We often think of what is known here as the Great Hunger as the result of the disastrous potato blight encouraged by wet weather, but it was more complicated. At least a third of the population was reliant on potatoes, but they were particularly susceptible because so many of the farmers were essentially sharecroppers, totally dependent on absentee (mostly British) landlords. But the Roman Catholic church was a major landowner, too. On one tour I took, our group was told that it was likely that there were sufficient potatoes store-housed to get the population at least partially through the resulting famine, but the landlords and the church weren’t about to give them up to people who couldn’t afford to pay.

In the end, more than a million, or nearly 15 per cent, died, and an equal number emigrated, fleeing the country often with little more than the clothes on their backs. It’s a tragic story.

Of course the most recently boom and bust was the dramatic growth that started in the mid-1990s, fueled by the dot.com run that saw tremendous foreign investment in a well-educated and receptive Ireland. By 2008, though, the dot.com crash had taken its toll, and the country was back in recession.

In my travels in Ireland in September, what I found, time and time again, were people who were cautiously optimistic, as they pretty much have to be to have survived over the centuries. “An Irishman is never going to tell you everything is good,” one person told me. “There will always be a “but” added on when he is doing well.”

While the country is doing quite well again now, with an emphasis on the knowledge economy with a huge tourism economy as well, but it has the distinct feeling of a fragile one. Taxes are high and affect pretty much every walk of life. One of my hosts spoke about an annual “car tax” that he had to pay that day, and about the costs of insurance for young drivers. To insure his 17-year-old son for driving his dad’s vehicle, the cost is about 1,800 Euros annually. It would be triple that if the son could purchase his own vehicle.

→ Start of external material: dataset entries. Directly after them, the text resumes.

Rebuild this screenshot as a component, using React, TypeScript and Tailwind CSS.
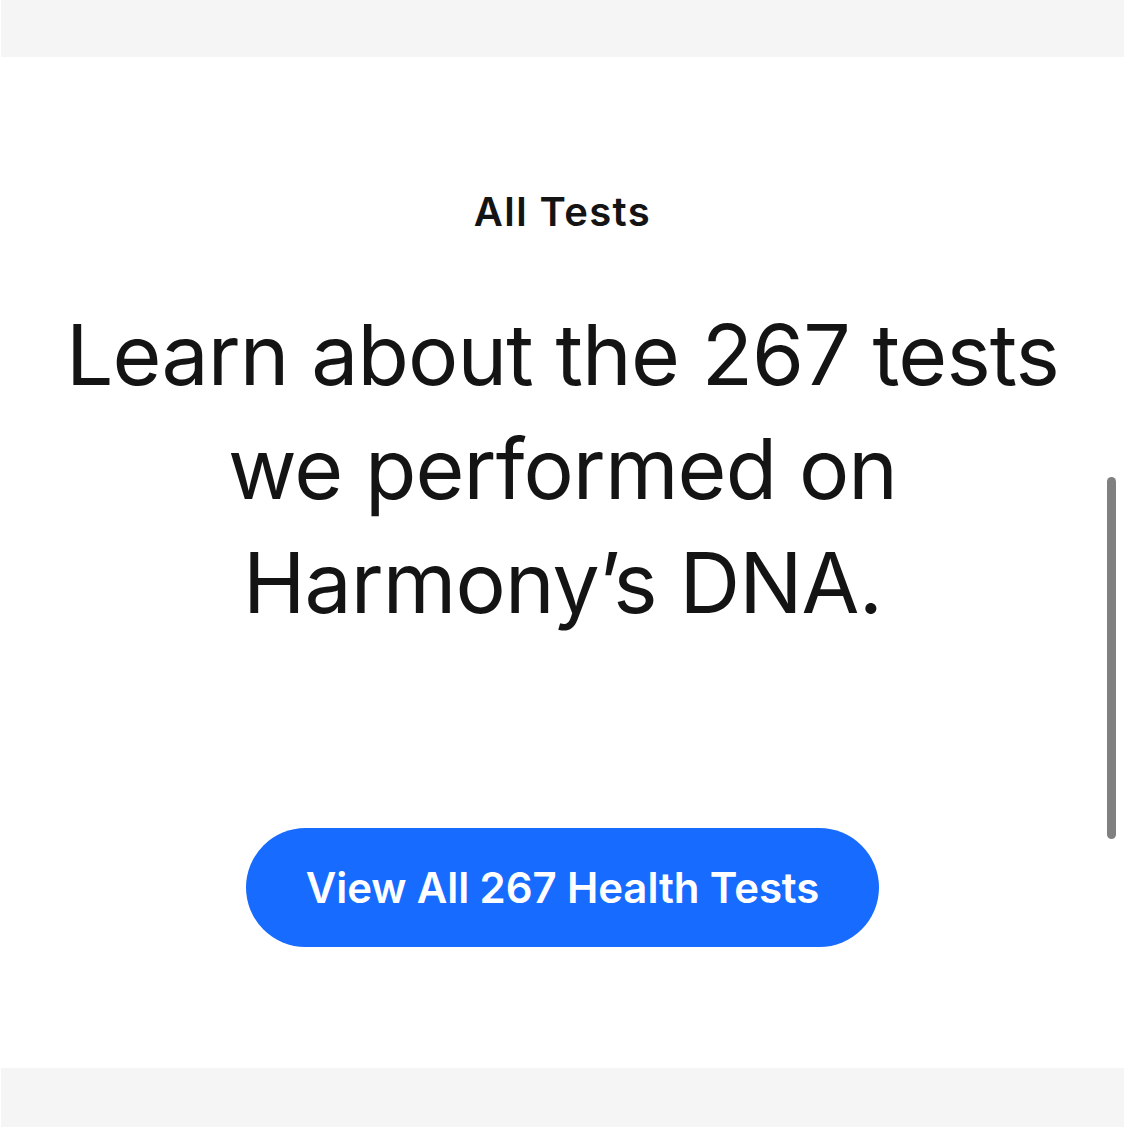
import React from "react";

export default function App() {
  return (
    <div className="relative w-[1125px] h-[1144px] bg-white overflow-hidden" style={{ fontFamily: "Inter, 'Liberation Sans', sans-serif" }}>
      <div className="h-[57px] bg-[#f5f5f5] mx-[1px]" />
      <div className="h-[1011px] bg-white flex flex-col items-center">
        <div className="mt-[131px] h-[48px] text-[40px] leading-[48px] font-semibold text-[#141414] tracking-[1.4px]">
          All Tests
        </div>
        <h1 className="mt-[62px] text-center text-[84px] leading-[114px] font-normal text-[#141414] tracking-[-0.9px]">
          Learn about the 267 tests
          <br />
          we performed on
          <br />
          Harmony’s DNA.
        </h1>
        <button className="mt-[188px] w-[633px] h-[119px] rounded-full bg-[#176bff] text-white text-[42px] font-semibold tracking-[-0.1px] flex items-center justify-center">
          View All 267 Health Tests
        </button>
      </div>
      <div className="h-[59px] bg-[#f5f5f5] mx-[1px]" />
      <div className="absolute left-[1107px] top-[477px] w-[9px] h-[362px] rounded-full bg-[#808080]" />
    </div>
  );
}
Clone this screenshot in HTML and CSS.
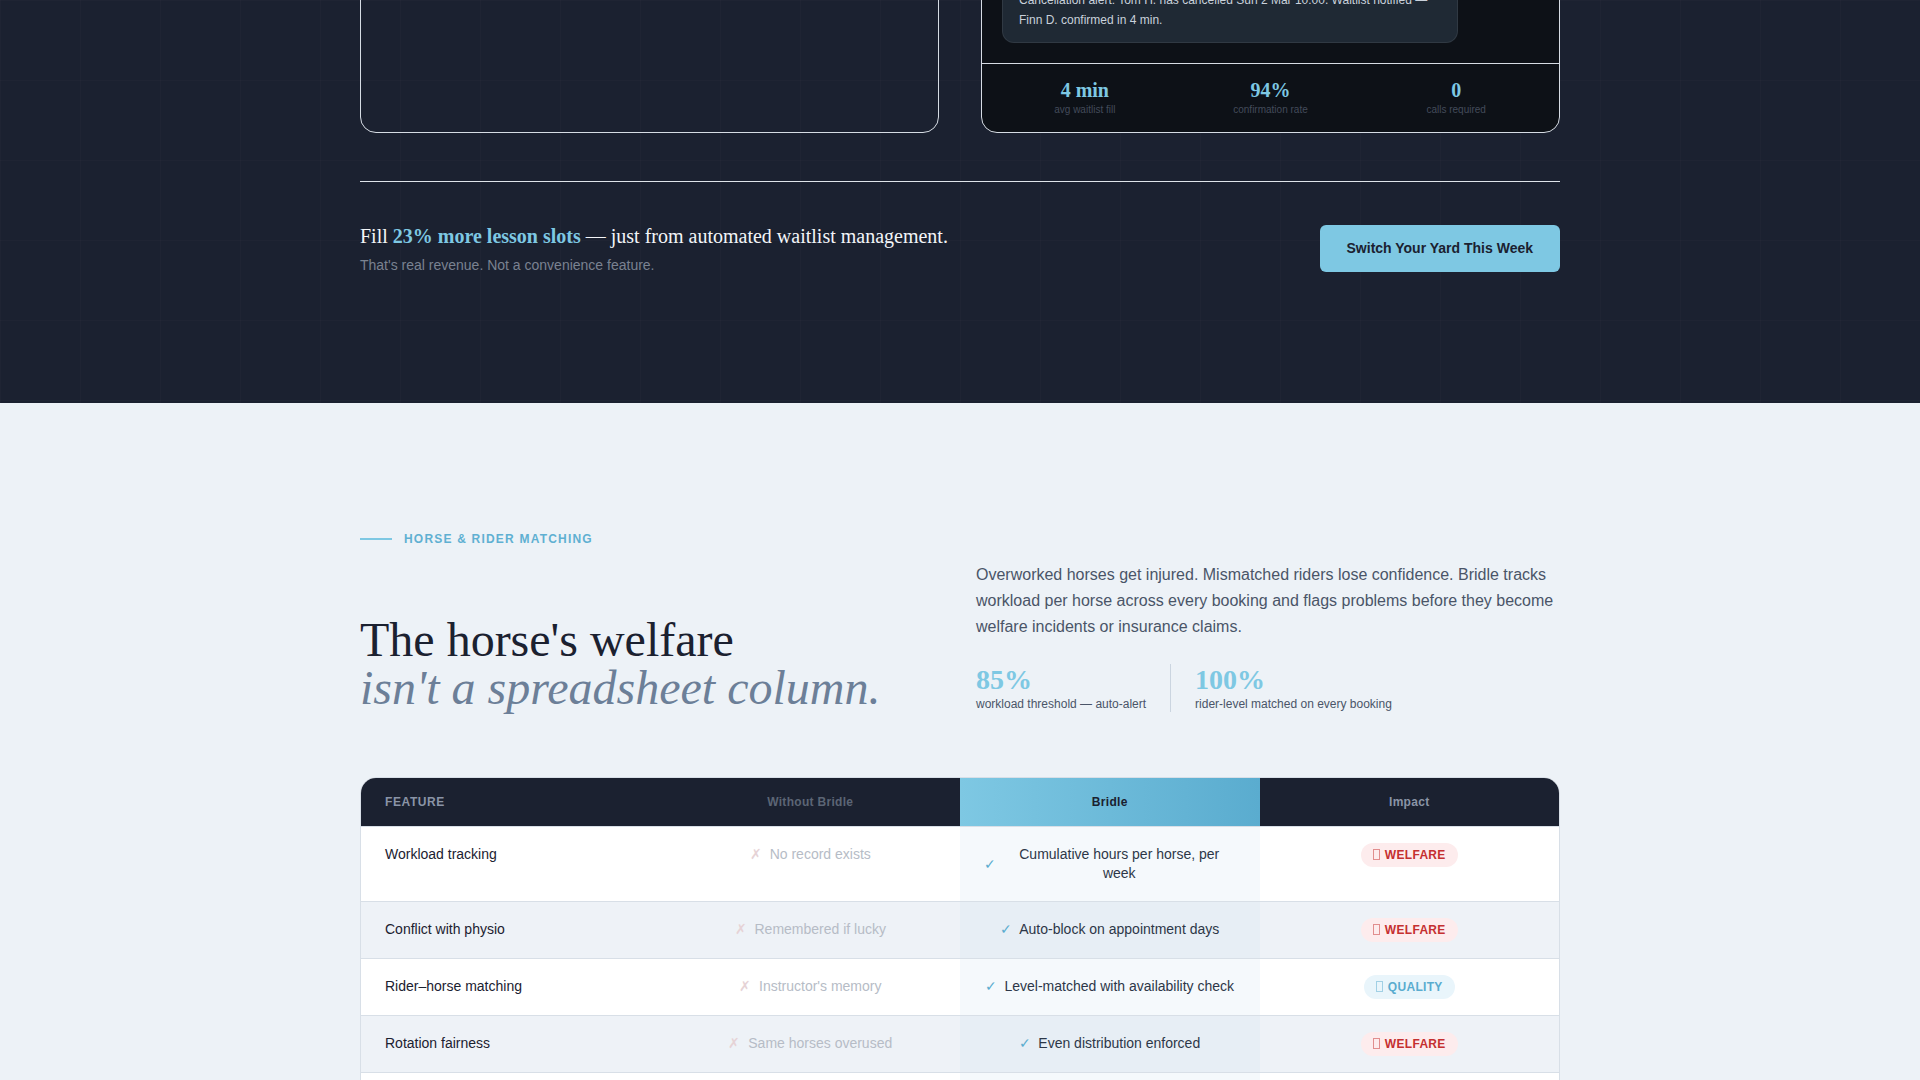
FILE: index.html
```html
<!DOCTYPE html>
<html lang="en">
<head>
<title>Bridle — Yard Management</title>
<meta charset="utf-8">
<link rel="stylesheet" href="styles.css">
</head>
<body>

<section class="dark">
<div class="wrap">
  <div class="cards">
    <div class="card card-plain"></div>
    <div class="card card-feed">
      <div class="feed">
        <div class="alert">Cancellation alert: Tom H. has cancelled Sun 2 Mar 10:00. Waitlist notified — Finn D. confirmed in 4 min.</div>
      </div>
      <div class="feed-stats">
        <div class="feed-stat">
          <div class="feed-num">4 min</div>
          <div class="feed-label">avg waitlist fill</div>
        </div>
        <div class="feed-stat">
          <div class="feed-num">94%</div>
          <div class="feed-label">confirmation rate</div>
        </div>
        <div class="feed-stat">
          <div class="feed-num">0</div>
          <div class="feed-label">calls required</div>
        </div>
      </div>
    </div>
  </div>

  <hr class="rule">

  <div class="cta">
    <div>
      <h3 class="cta-title">Fill <strong>23% more lesson slots</strong> — just from automated waitlist management.</h3>
      <p class="cta-sub">That's real revenue. Not a convenience feature.</p>
    </div>
    <a class="btn" href="#">Switch Your Yard This Week</a>
  </div>
</div>
</section>

<section class="light">
<div class="wrap">
  <div class="intro">
    <div>
      <div class="eyebrow"><span class="eyebrow-line"></span>Horse &amp; Rider Matching</div>
      <h2 class="headline">The horse's welfare<br><em>isn't a spreadsheet column.</em></h2>
    </div>
    <div>
      <p class="lead">Overworked horses get injured. Mismatched riders lose confidence. Bridle tracks workload per horse across every booking and flags problems before they become welfare incidents or insurance claims.</p>
      <div class="stats">
        <div class="stat">
          <div class="stat-num">85%</div>
          <div class="stat-label">workload threshold — auto-alert</div>
        </div>
        <div class="stat">
          <div class="stat-num">100%</div>
          <div class="stat-label">rider-level matched on every booking</div>
        </div>
      </div>
    </div>
  </div>

  <table class="compare">
    <thead>
      <tr>
        <th class="col-feature">Feature</th>
        <th class="col-without">Without Bridle</th>
        <th class="col-bridle">Bridle</th>
        <th class="col-impact">Impact</th>
      </tr>
    </thead>
    <tbody>
      <tr>
        <td class="col-feature">Workload tracking</td>
        <td class="col-without"><span class="cross">✗</span>No record exists</td>
        <td class="col-bridle"><div class="yes"><span class="tick">✓</span><span>Cumulative hours per horse, per week</span></div></td>
        <td class="col-impact"><span class="badge badge-welfare"><span class="glyph"></span>WELFARE</span></td>
      </tr>
      <tr>
        <td class="col-feature">Conflict with physio</td>
        <td class="col-without"><span class="cross">✗</span>Remembered if lucky</td>
        <td class="col-bridle"><div class="yes"><span class="tick">✓</span><span>Auto-block on appointment days</span></div></td>
        <td class="col-impact"><span class="badge badge-welfare"><span class="glyph"></span>WELFARE</span></td>
      </tr>
      <tr>
        <td class="col-feature">Rider–horse matching</td>
        <td class="col-without"><span class="cross">✗</span>Instructor's memory</td>
        <td class="col-bridle"><div class="yes"><span class="tick">✓</span><span>Level-matched with availability check</span></div></td>
        <td class="col-impact"><span class="badge badge-quality"><span class="glyph"></span>QUALITY</span></td>
      </tr>
      <tr>
        <td class="col-feature">Rotation fairness</td>
        <td class="col-without"><span class="cross">✗</span>Same horses overused</td>
        <td class="col-bridle"><div class="yes"><span class="tick">✓</span><span>Even distribution enforced</span></div></td>
        <td class="col-impact"><span class="badge badge-welfare"><span class="glyph"></span>WELFARE</span></td>
      </tr>
      <tr>
        <td class="col-feature">Farrier &amp; vet history</td>
        <td class="col-without"><span class="cross">✗</span>Paper notebook</td>
        <td class="col-bridle"><div class="yes"><span class="tick">✓</span><span>Logged per horse, searchable</span></div></td>
        <td class="col-impact"><span class="badge badge-quality"><span class="glyph"></span>QUALITY</span></td>
      </tr>
    </tbody>
  </table>
</div>
</section>

</body>
</html>
```

FILE: styles.css
```css
body {
margin: 0;
font-family: "Liberation Sans", Arial, sans-serif;
font-size: 14px;
color: #1b2130;
background: #edf2f7;
}
.wrap {
width: 1200px;
margin: 0 auto;
}

/* dark band with faint grid */
.dark {
background-color: #1b2130;
background-image:
  linear-gradient(rgba(255,255,255,0.014) 1px, transparent 1px),
  linear-gradient(90deg, rgba(255,255,255,0.014) 1px, transparent 1px);
background-size: 80px 80px;
padding-bottom: 128px;
overflow: hidden;
}
.cards {
display: grid;
grid-template-columns: 1fr 1fr;
gap: 42px;
margin-top: -227px;
}
.card {
border: 1px solid #d6dce4;
border-radius: 16px;
min-height: 358px;
}
.card-feed {
background: #0d1117;
display: flex;
flex-direction: column;
overflow: hidden;
}
.feed {
flex: 1;
display: flex;
flex-direction: column;
justify-content: flex-end;
padding: 20px;
}
.alert {
box-sizing: border-box;
max-width: 85%;
padding: 12px 16px;
background: #1f2934;
border: 1px solid rgba(255,255,255,0.08);
border-radius: 12px;
color: #c9d1db;
font-size: 12px;
line-height: 20px;
}
.feed-stats {
display: grid;
grid-template-columns: repeat(3, 1fr);
border-top: 1px solid #d6dce4;
padding: 14px 10px 15px;
text-align: center;
}
.feed-num {
font-family: "Liberation Serif", "Times New Roman", serif;
font-weight: bold;
font-size: 20px;
line-height: 24px;
color: #7ec8e3;
}
.feed-label {
margin-top: 1px;
font-size: 10px;
line-height: 14px;
color: #434b5a;
}

.rule {
border: 0;
height: 1px;
background: #dfe4ea;
margin: 48px 0 0;
}
.cta {
display: flex;
justify-content: space-between;
align-items: center;
padding-top: 40px;
}
.cta-title {
margin: 0;
font-family: "Liberation Serif", "Times New Roman", serif;
font-weight: normal;
font-size: 20px;
line-height: 28px;
color: #f3f5f8;
}
.cta-title strong {
color: #7ec8e3;
}
.cta-sub {
margin: 5px 0 0;
font-size: 14px;
line-height: 20px;
color: #7a8290;
}
.btn {
display: inline-block;
padding: 14px 27px;
background: #7ec8e3;
color: #1b2130;
font-weight: bold;
font-size: 14px;
line-height: 19px;
border-radius: 6px;
text-decoration: none;
}

/* light section */
.light {
padding: 128px 0 80px;
}
.intro {
display: grid;
grid-template-columns: 1fr 1fr;
gap: 32px;
align-items: end;
}
.eyebrow {
display: flex;
align-items: center;
gap: 12px;
font-size: 12px;
line-height: 16px;
font-weight: bold;
letter-spacing: 1.2px;
text-transform: uppercase;
color: #5fb0d2;
margin-bottom: 69px;
}
.eyebrow-line {
width: 32px;
height: 2px;
background: #7ec8e3;
}
.headline {
margin: 0;
font-family: "Liberation Serif", "Times New Roman", serif;
font-weight: normal;
font-size: 48px;
line-height: 48px;
color: #1b2130;
}
.headline em {
color: #6c7f98;
}
.lead {
margin: 0;
font-size: 16px;
line-height: 26px;
color: #4a5568;
}
.stats {
display: flex;
margin-top: 24px;
}
.stat {
padding-right: 24px;
}
.stat + .stat {
padding-left: 24px;
border-left: 1px solid #cbd5e0;
}
.stat-num {
font-family: "Liberation Serif", "Times New Roman", serif;
font-weight: bold;
font-size: 28px;
line-height: 32px;
color: #7ec8e3;
}
.stat-label {
font-size: 12px;
line-height: 16px;
color: #4a5568;
}

/* comparison table */
.compare {
width: 100%;
margin-top: 65px;
table-layout: fixed;
border-collapse: separate;
border-spacing: 0;
border: 1px solid #d8dfe7;
border-radius: 16px;
overflow: hidden;
background: #fff;
}
.compare th {
background: #1b2130;
padding: 16px 24px;
font-size: 12px;
line-height: 16px;
font-weight: bold;
letter-spacing: 0.3px;
color: #8a94a6;
text-align: center;
}
.compare th.col-feature {
text-align: left;
text-transform: uppercase;
letter-spacing: 0.6px;
}
.compare th.col-without {
color: #5c6575;
}
.compare th.col-bridle {
background: linear-gradient(90deg, #7ec8e3, #5aaccf);
color: #1b2130;
}
.compare td {
padding: 18px 24px;
line-height: 19px;
vertical-align: top;
text-align: center;
border-top: 1px solid #d8dfe7;
color: #2d3748;
}
.compare td.col-feature {
text-align: left;
color: #1b2130;
}
.compare td.col-without {
color: #b6bcc6;
}
.compare td.col-bridle {
background: #f5f9fc;
}
.compare td.col-impact {
padding: 16px 24px;
}
.compare tbody tr:nth-child(even) td {
background: #eef2f7;
}
.compare tbody tr:nth-child(even) td.col-bridle {
background: #e7eef5;
}
.cross {
color: #e6d3d6;
margin-right: 8px;
}
.yes {
display: flex;
align-items: center;
justify-content: center;
gap: 7px;
}
.tick {
flex: none;
width: 12px;
color: #5aaccf;
}
.badge {
display: inline-block;
padding: 4px 12px;
border-radius: 12px;
font-size: 12px;
line-height: 16px;
font-weight: bold;
letter-spacing: 0.3px;
}
.badge-welfare {
color: #c53030;
background: #fdeced;
}
.badge-quality {
color: #5aaccf;
background: #e9f5fb;
}
.glyph {
display: inline-block;
width: 5px;
height: 9px;
border: 1px solid currentColor;
margin-right: 5px;
vertical-align: -1px;
opacity: 0.5;
}
```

“And then there are all the other fees, like the TV license fee and so on,” he said. “This is a very expensive place to live. There are lots of fees, but they are really just taxes.”

That reality hit when I read an article about tourism, and its importance to the local economy. Nearly half of tourist spending goes into government coffers by way of taxes and fees, so it’s easy to see why the country has put such an effort into that particular industry. The simple rebranding of the roads that run around the entire coast (Northern Ireland included) as the Wild Atlantic Way has had a dramatic effect. More than a million people annually make their way around one portion, the Ring of Kerry, alone.

And, if that sounds like a lot, consider that The Guinness Storehouse, one site where one of the world’s most recognizable beer brands is made, attracts about a million visitors a year itself, vying with the Dublin Zoo for the country’s largest single tourist attraction.

Whiskey (the “e” distinguishes itself from scotch whisky) is going through its own renaissance, and “drinks tourism” now accounts for nearly a fifth of the country’s tourist industry. Whether or not you are fond of alcoholic beverages, there is no denying the economic force as value-added agricultural products.

The optimism that I encountered on my trip was almost always tempered with the unknown factor that Brexit will become. The Republic of Ireland will remain in the European Union, but Great Britain will become a physical barrier to its connection with the rest of Europe. And no one, the EU included, wants to see a physical wall erected between this republic and Northern Ireland, which remains part of the United Kingdom.

This incredibly beautiful country, with its warm and welcoming people, one would think, deserves better than the uncertainty that Brexit is visiting upon it. But certainly is as Irish as the potato, Guinness and whiskey.